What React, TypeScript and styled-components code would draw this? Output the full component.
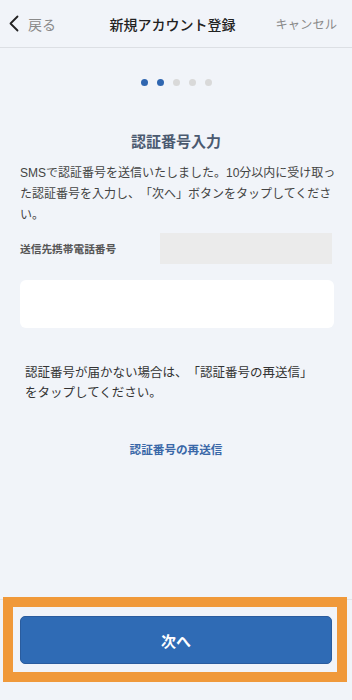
import React from "react";
import styled, { createGlobalStyle } from "styled-components";

const Global = createGlobalStyle`
  html, body { margin: 0; padding: 0; background: #f1f4f9; }
  body {
    font-family: "Liberation Sans", "Noto Sans CJK JP", sans-serif;
    text-spacing-trim: space-all;
  }
  * { box-sizing: border-box; }
`;

const Page = styled.div`
  display: flex;
  flex-direction: column;
  min-height: 700px;
  background: #f1f4f9;
  position: relative;
`;

const Header = styled.header`
  height: 48px;
  display: grid;
  grid-template-columns: 1fr auto 1fr;
  align-items: center;
  border-bottom: 1px solid #dcdfe4;
  padding: 0 15px 0 8px;
`;

const Back = styled.div`
  display: flex;
  align-items: center;
  gap: 8px;
  color: #8a8a8a;
  font-size: 14px;
`;

const Title = styled.div`
  font-size: 14px;
  color: #222;
  font-weight: 500;
`;

const Cancel = styled.div`
  justify-self: end;
  font-size: 12.3px;
  color: #8a8a8a;
`;

const Main = styled.main`
  flex: 1;
  display: flex;
  flex-direction: column;
  padding: 0 20px;
`;

const Dots = styled.div`
  display: flex;
  justify-content: center;
  gap: 9px;
  margin-top: 31px;
`;

const Dot = styled.span<{ $on: boolean }>`
  width: 7px;
  height: 7px;
  border-radius: 50%;
  background: ${(p) => (p.$on ? "#2f66b0" : "#d9d9d9")};
`;

const StepTitle = styled.h2`
  margin: 45px 0 0;
  text-align: center;
  font-size: 15px;
  line-height: 22px;
  font-weight: 700;
  color: #4b5a70;
`;

const Lead = styled.p`
  margin: 10px -12px 0 0;
  font-size: 12px;
  line-height: 21px;
  color: #444;
  white-space: nowrap;
`;

const FieldRow = styled.div`
  display: flex;
  align-items: center;
  justify-content: space-between;
  margin-top: 7px;
`;

const Label = styled.div`
  font-size: 10.7px;
  font-weight: 700;
  color: #555;
`;

const ReadOnly = styled.div`
  width: 172px;
  height: 31px;
  background: #ebebeb;
`;

const Input = styled.input`
  margin-top: 16px;
  width: 314px;
  height: 48px;
  border: none;
  border-radius: 6px;
  background: #fff;
  outline: none;
`;

const Note = styled.p`
  margin: 35px 0 0;
  padding-left: 5px;
  font-size: 12.5px;
  line-height: 20px;
  color: #333;
`;

const ResendLink = styled.a`
  margin-top: 38px;
  align-self: center;
  font-size: 11.6px;
  font-weight: 700;
  color: #3a68a8;
  text-decoration: none;
`;

const Footer = styled.footer`
  border-top: 1px solid #e2e4e8;
  padding: 16px 20px 36px;
`;

const NextButton = styled.button`
  width: 100%;
  height: 48px;
  border-radius: 5px;
  border: 1px solid #2a5c9e;
  background: #2f6bb5;
  color: #fff;
  font-family: "Liberation Sans", "Noto Sans CJK JP", sans-serif;
  font-size: 15px;
  font-weight: 700;
`;

const Highlight = styled.div`
  position: absolute;
  left: 3px;
  top: 597px;
  width: 344px;
  height: 85px;
  border: 10px solid #f0993a;
  pointer-events: none;
`;

export default function App() {
  return (
    <Page>
      <Global />
      <Header>
        <Back>
          <svg width="12" height="17" viewBox="0 0 12 17" fill="none">
            <path d="M9.5 1.5 L2.5 8.5 L9.5 15.5" stroke="#222" strokeWidth="1.8" strokeLinecap="round" strokeLinejoin="round" />
          </svg>
          戻る
        </Back>
        <Title>新規アカウント登録</Title>
        <Cancel>キャンセル</Cancel>
      </Header>
      <Main>
        <Dots>
          {[true, true, false, false, false].map((on, i) => (
            <Dot key={i} $on={on} />
          ))}
        </Dots>
        <StepTitle>認証番号入力</StepTitle>
        <Lead>
          SMSで認証番号を送信いたしました。10分以内に受け取っ
          <br />
          た認証番号を入力し、「次へ」ボタンをタップしてくださ
          <br />
          い。
        </Lead>
        <FieldRow>
          <Label>送信先携帯電話番号</Label>
          <ReadOnly />
        </FieldRow>
        <Input type="text" />
        <Note>
          認証番号が届かない場合は、「認証番号の再送信」
          <br />
          をタップしてください。
        </Note>
        <ResendLink href="#">認証番号の再送信</ResendLink>
      </Main>
      <Footer>
        <NextButton>次へ</NextButton>
      </Footer>
      <Highlight />
    </Page>
  );
}
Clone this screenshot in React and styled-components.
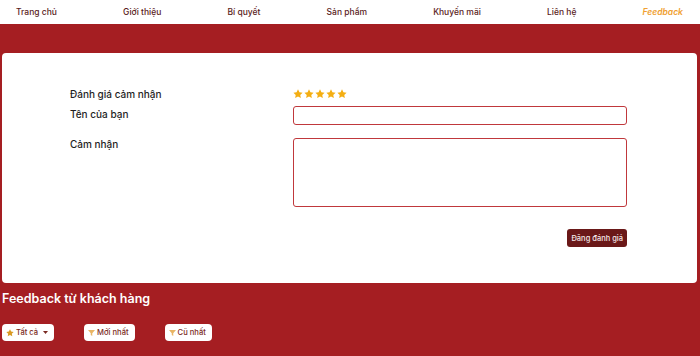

**Problem to solve**. Quote every record above exactly, leaving out the pictures.

**Result of the exercise**.
What React, TypeScript and styled-components code would draw this? Output the full component.
import React from "react";
import styled, { createGlobalStyle } from "styled-components";

const Global = createGlobalStyle`
  html, body { margin: 0; padding: 0; background: #f1f4f9; }
  body {
    font-family: "Liberation Sans", "Noto Sans CJK JP", sans-serif;
    text-spacing-trim: space-all;
  }
  * { box-sizing: border-box; }
`;

const Page = styled.div`
  display: flex;
  flex-direction: column;
  min-height: 700px;
  background: #f1f4f9;
  position: relative;
`;

const Header = styled.header`
  height: 48px;
  display: grid;
  grid-template-columns: 1fr auto 1fr;
  align-items: center;
  border-bottom: 1px solid #dcdfe4;
  padding: 0 15px 0 8px;
`;

const Back = styled.div`
  display: flex;
  align-items: center;
  gap: 8px;
  color: #8a8a8a;
  font-size: 14px;
`;

const Title = styled.div`
  font-size: 14px;
  color: #222;
  font-weight: 500;
`;

const Cancel = styled.div`
  justify-self: end;
  font-size: 12.3px;
  color: #8a8a8a;
`;

const Main = styled.main`
  flex: 1;
  display: flex;
  flex-direction: column;
  padding: 0 20px;
`;

const Dots = styled.div`
  display: flex;
  justify-content: center;
  gap: 9px;
  margin-top: 31px;
`;

const Dot = styled.span<{ $on: boolean }>`
  width: 7px;
  height: 7px;
  border-radius: 50%;
  background: ${(p) => (p.$on ? "#2f66b0" : "#d9d9d9")};
`;

const StepTitle = styled.h2`
  margin: 45px 0 0;
  text-align: center;
  font-size: 15px;
  line-height: 22px;
  font-weight: 700;
  color: #4b5a70;
`;

const Lead = styled.p`
  margin: 10px -12px 0 0;
  font-size: 12px;
  line-height: 21px;
  color: #444;
  white-space: nowrap;
`;

const FieldRow = styled.div`
  display: flex;
  align-items: center;
  justify-content: space-between;
  margin-top: 7px;
`;

const Label = styled.div`
  font-size: 10.7px;
  font-weight: 700;
  color: #555;
`;

const ReadOnly = styled.div`
  width: 172px;
  height: 31px;
  background: #ebebeb;
`;

const Input = styled.input`
  margin-top: 16px;
  width: 314px;
  height: 48px;
  border: none;
  border-radius: 6px;
  background: #fff;
  outline: none;
`;

const Note = styled.p`
  margin: 35px 0 0;
  padding-left: 5px;
  font-size: 12.5px;
  line-height: 20px;
  color: #333;
`;

const ResendLink = styled.a`
  margin-top: 38px;
  align-self: center;
  font-size: 11.6px;
  font-weight: 700;
  color: #3a68a8;
  text-decoration: none;
`;

const Footer = styled.footer`
  border-top: 1px solid #e2e4e8;
  padding: 16px 20px 36px;
`;

const NextButton = styled.button`
  width: 100%;
  height: 48px;
  border-radius: 5px;
  border: 1px solid #2a5c9e;
  background: #2f6bb5;
  color: #fff;
  font-family: "Liberation Sans", "Noto Sans CJK JP", sans-serif;
  font-size: 15px;
  font-weight: 700;
`;

const Highlight = styled.div`
  position: absolute;
  left: 3px;
  top: 597px;
  width: 344px;
  height: 85px;
  border: 10px solid #f0993a;
  pointer-events: none;
`;

export default function App() {
  return (
    <Page>
      <Global />
      <Header>
        <Back>
          <svg width="12" height="17" viewBox="0 0 12 17" fill="none">
            <path d="M9.5 1.5 L2.5 8.5 L9.5 15.5" stroke="#222" strokeWidth="1.8" strokeLinecap="round" strokeLinejoin="round" />
          </svg>
          戻る
        </Back>
        <Title>新規アカウント登録</Title>
        <Cancel>キャンセル</Cancel>
      </Header>
      <Main>
        <Dots>
          {[true, true, false, false, false].map((on, i) => (
            <Dot key={i} $on={on} />
          ))}
        </Dots>
        <StepTitle>認証番号入力</StepTitle>
        <Lead>
          SMSで認証番号を送信いたしました。10分以内に受け取っ
          <br />
          た認証番号を入力し、「次へ」ボタンをタップしてくださ
          <br />
          い。
        </Lead>
        <FieldRow>
          <Label>送信先携帯電話番号</Label>
          <ReadOnly />
        </FieldRow>
        <Input type="text" />
        <Note>
          認証番号が届かない場合は、「認証番号の再送信」
          <br />
          をタップしてください。
        </Note>
        <ResendLink href="#">認証番号の再送信</ResendLink>
      </Main>
      <Footer>
        <NextButton>次へ</NextButton>
      </Footer>
      <Highlight />
    </Page>
  );
}
Clone this screenshot in React and styled-components.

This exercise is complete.